Q28. When a magician pulls a tablecloth out from under dishes without breaking them, it demonstrates:
• The cloth has very low friction
• The dishes have low inertia
• The dishes’ inertia keeps them nearly stationary if the cloth is pulled quickly
• The cloth is specially treated
Answer: The dishes’ inertia keeps them nearly stationary if the cloth is pulled quickly
The force of friction between the cloth and dishes acts over a very short time if the cloth is jerked quickly. The dishes, due to their inertia, tend to remain at rest. The impulsive force isn’t enough to give them significant horizontal velocity before the cloth is removed, so they settle back down nearly in place.
Q29. The concept that helped move science away from the idea that “a force is needed to maintain motion” was:
• Relativity
• Inertia
• Gravitation
• Friction
Answer: Inertia
Before Galileo and Newton, it was thought a constant force was needed to keep an object moving.

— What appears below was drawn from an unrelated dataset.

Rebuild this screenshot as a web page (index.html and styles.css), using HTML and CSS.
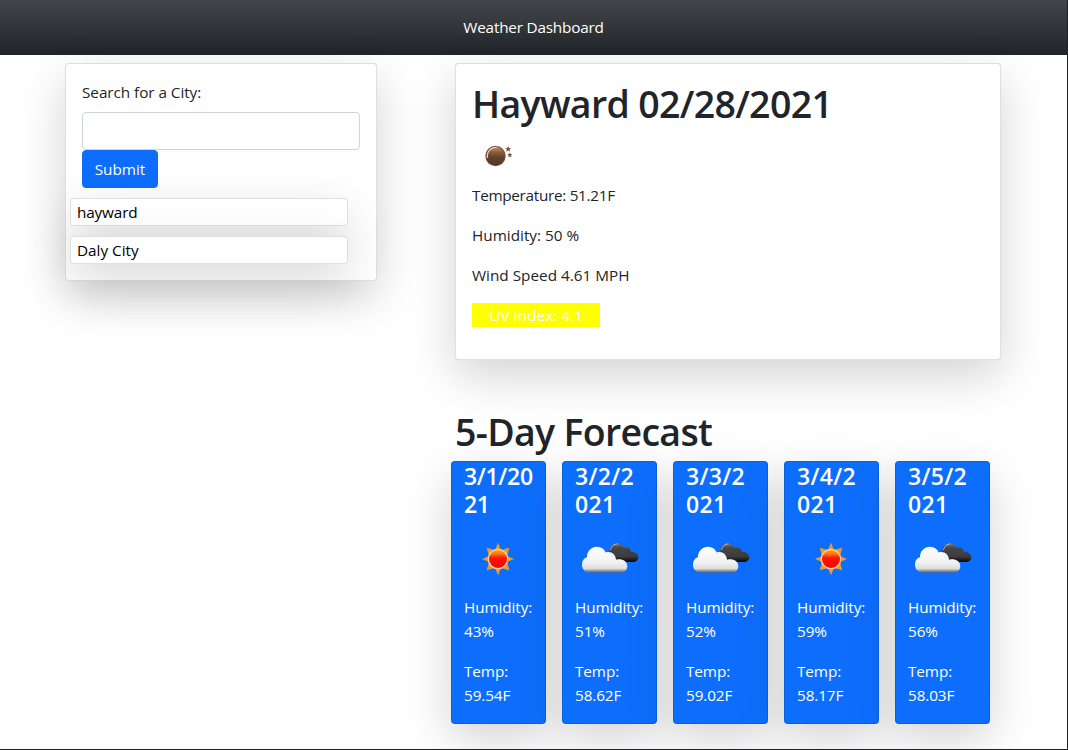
FILE: index.html
```html
<!DOCTYPE html>
<html lang="en">
<head>
<meta charset="utf-8">
<title>Weather Dashboard</title>
<link rel="stylesheet" href="styles.css">
</head>
<body>
<svg class="defs" width="0" height="0" aria-hidden="true">
  <defs>
    <linearGradient id="sunFill" x1="0" y1="0" x2="0" y2="1"><stop offset="0" stop-color="#ffa800"/><stop offset=".2" stop-color="#ff7a10"/><stop offset=".45" stop-color="#ff1200"/><stop offset="1" stop-color="#ff0000"/></linearGradient>
    <linearGradient id="whiteCloud" x1="0" y1="0" x2="0" y2="1"><stop offset="0" stop-color="#fff"/><stop offset=".6" stop-color="#f2f2f2"/><stop offset=".85" stop-color="#ddd"/><stop offset=".95" stop-color="#888"/><stop offset="1" stop-color="#666"/></linearGradient>
    <linearGradient id="darkCloud" x1="0" y1="0" x2="0" y2="1"><stop offset="0" stop-color="#707070"/><stop offset=".25" stop-color="#464646"/><stop offset=".7" stop-color="#3c3c3c"/><stop offset="1" stop-color="#050505"/></linearGradient>
    <linearGradient id="moonFill" x1="0" y1="0" x2="0" y2="1"><stop offset="0" stop-color="#c08e6c"/><stop offset=".3" stop-color="#8d5c3e"/><stop offset=".55" stop-color="#65432f"/><stop offset="1" stop-color="#523726"/></linearGradient>
    <symbol id="sun" viewBox="0 0 34 34">
      <path fill="#f39a1b" d="M17 .8 20 8 28.300 5.700 26 14 33 17 26 20 28.300 28.300 20 26 17 33.200 14 26 5.700 28.300 8 20 1 17 8 14 5.700 5.700 14 8Z"/>
      <circle cx="17" cy="17" r="10.300" fill="#f8d2b4"/>
      <circle cx="17" cy="17" r="9" fill="url(#sunFill)"/>
    </symbol>
    <symbol id="clouds" viewBox="0 0 58 32">
      <path fill="url(#darkCloud)" d="M28 12C28 5 31 1.500 35.500 1.500c4 0 6 1.800 7.300 4.500 4-1.500 6.700.6 7.300 4 4-.5 7.200 2.100 7.200 5.100 0 3.200-2.500 5-5.500 5H35Z"/>
      <path fill="none" stroke="#bbb" stroke-width="1" d="M29.500 8c1.200-4 3.500-6 7-6"/>
      <path fill="url(#whiteCloud)" d="M8.500 30.500C4 30.500 1 27 1 22.500c0-4 2-6.600 5-7.300C5.800 9 10.500 4.800 16 4.800c4.200 0 7 2.200 8.700 5.600 5.300-1.500 9.900 1.500 10.300 7.300 1-.3 1.700-.4 3-.4 4.500 0 8.300 2.500 8.300 6.900 0 3.700-2.500 6.300-6.500 6.300Z"/>
    </symbol>
    <symbol id="moon" viewBox="0 0 28 22">
      <circle cx="10.500" cy="11" r="10.200" fill="#76513a"/>
      <circle cx="10.500" cy="11" r="9.200" fill="url(#moonFill)"/>
      <path d="M2.500 13C1.500 6.500 6 2 12 2.200" fill="none" stroke="#ead7c9" stroke-width="1.100"/>
      <path fill="#7b523a" d="m23.200 1 .8 2 2.100.2-1.600 1.400.5 2.100-1.800-1.100-1.900 1.100.5-2.100-1.500-1.400 2.100-.2ZM24.800 7.500l.7 1.600 1.700.2-1.200 1.200.3 1.700-1.500-.8-1.500.8.3-1.700-1.200-1.200 1.700-.2Z"/>
    </symbol>
  </defs>
</svg>
<div class="page">
  <header class="navbar"><span>Weather Dashboard</span></header>
  <main class="layout">
    <aside class="card search">
      <form>
        <label for="city">Search for a City:</label>
        <input id="city" class="field" type="text">
        <button type="button" class="submit">Submit</button>
      </form>
      <div class="history">
        <div class="card past">hayward</div>
        <div class="card past">Daly City</div>
      </div>
    </aside>
    <div class="results">
      <section class="card current">
        <h1>Hayward 02/28/2021</h1>
        <svg class="moon"><use href="#moon"/></svg>
        <p class="temperature">Temperature: 51.21F</p>
        <p>Humidity: 50 %</p>
        <p>Wind Speed 4.61 MPH</p>
        <p class="uv">UV Index: 4.1</p>
      </section>
      <h1 class="forecast-title">5-Day Forecast</h1>
      <section class="forecast">
        <article class="card day"><h2 class="narrow">3/1/2021</h2><div class="icon"><svg class="sun"><use href="#sun"/></svg></div><p>Humidity: 43%</p><p>Temp: 59.54F</p></article>
        <article class="card day"><h2>3/2/2021</h2><div class="icon"><svg class="clouds"><use href="#clouds"/></svg></div><p>Humidity: 51%</p><p>Temp: 58.62F</p></article>
        <article class="card day"><h2>3/3/2021</h2><div class="icon"><svg class="clouds"><use href="#clouds"/></svg></div><p>Humidity: 52%</p><p>Temp: 59.02F</p></article>
        <article class="card day"><h2>3/4/2021</h2><div class="icon"><svg class="sun"><use href="#sun"/></svg></div><p>Humidity: 59%</p><p>Temp: 58.17F</p></article>
        <article class="card day"><h2>3/5/2021</h2><div class="icon"><svg class="clouds"><use href="#clouds"/></svg></div><p>Humidity: 56%</p><p>Temp: 58.03F</p></article>
      </section>
    </div>
  </main>
</div>
</body>
</html>
```
FILE: styles.css
```css
* { box-sizing: border-box; }
body { margin: 0; overflow: hidden; font: 15.3px/24px "Open Sans", "Noto Sans", sans-serif; color: #212529; }
h1, h2, p { margin: 0; }
.defs { display: block; }
.page { height: 750px; overflow: hidden; border-right: 1px solid #1d2126; border-bottom: 1px solid #1d2126; background: #fff; }
.navbar { height: 55px; padding-top: 15px; text-align: center; letter-spacing: -.2px; color: #fff; background: linear-gradient(180deg, rgba(255,255,255,.15), rgba(255,255,255,0)) #212529; }
.layout { display: flex; align-items: flex-start; padding: 8px 0 0 65px; }
.card { border: 1px solid rgba(0,0,0,.125); border-radius: 4px; background: #fff; background-clip: border-box; box-shadow: 0 16px 48px rgba(0,0,0,.175); }
.search { width: 312px; height: 218px; padding: 16px 16px 0; }
.search label { display: block; height: 24px; margin-bottom: 8px; letter-spacing: -.05px; }
.field { display: block; width: 278px; height: 38px; border: 1px solid #ced4da; border-radius: 4px; background: #fff; font: inherit; }
.submit { display: block; width: 76px; height: 38px; padding: 0; border: 1px solid #0d6efd; border-radius: 4px; background: #0d6efd; color: #fff; font: inherit; }
.history { display: flex; flex-direction: column; gap: 10px; margin: 10px 0 0 -12px; }
.past { width: 278px; height: 28px; padding: 1px 6px; color: #000; letter-spacing: -.15px; }
.past + .past { letter-spacing: 0; }
.results { margin-left: 78px; }
.current { width: 546px; height: 297px; padding: 16px; }
h1 { font-size: 37.5px; line-height: 48px; font-weight: 600; letter-spacing: -.68px; white-space: nowrap; }
.moon { display: block; width: 28px; height: 22px; margin: 17px 0 16px 13px; }
.current p { height: 24px; margin-bottom: 16px; white-space: nowrap; }
.current .temperature { letter-spacing: -.3px; }
.uv { width: 128px; text-align: center; background: #ff0; color: #fff; }
.forecast-title { margin: 48px 0 5px; }
.forecast { display: flex; gap: 16px; margin-left: -4px; }
.day { width: 95px; height: 263px; padding: 0 12px; background: #0d6efd; color: #fff; }
.day h2 { height: 56px; font-size: 23px; line-height: 28px; font-weight: 600; letter-spacing: .3px; word-break: break-all; }
.day .narrow { width: 71px; letter-spacing: -.3px; }
.day p { height: 48px; margin-bottom: 16px; width: 70px; letter-spacing: -.1px; }
.icon { height: 77px; padding-top: 24px; }
.sun { display: block; width: 34px; height: 34px; margin-left: 17px; }
.clouds { display: block; width: 58px; height: 32px; margin-left: 6px; }
```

The concept of inertia explains that an object in motion will naturally continue in motion. The force is only needed to overcome opposing forces like friction or to change the motion. This was a revolutionary shift in thinking.
Q30. If you are in a spaceship far from any stars or planets, and you turn off all engines, the spaceship will:
• Slow down and eventually stop
• Continue moving at constant velocity
• Start spinning randomly
• Fall toward the nearest large object
Answer: Continue moving at constant velocity
In the near-vacuum of space, friction is almost zero. With engines off, no net external force acts on the ship. According to Newton’s First Law (inertia), it will continue moving in a straight line at whatever constant speed it had when the engines were turned off.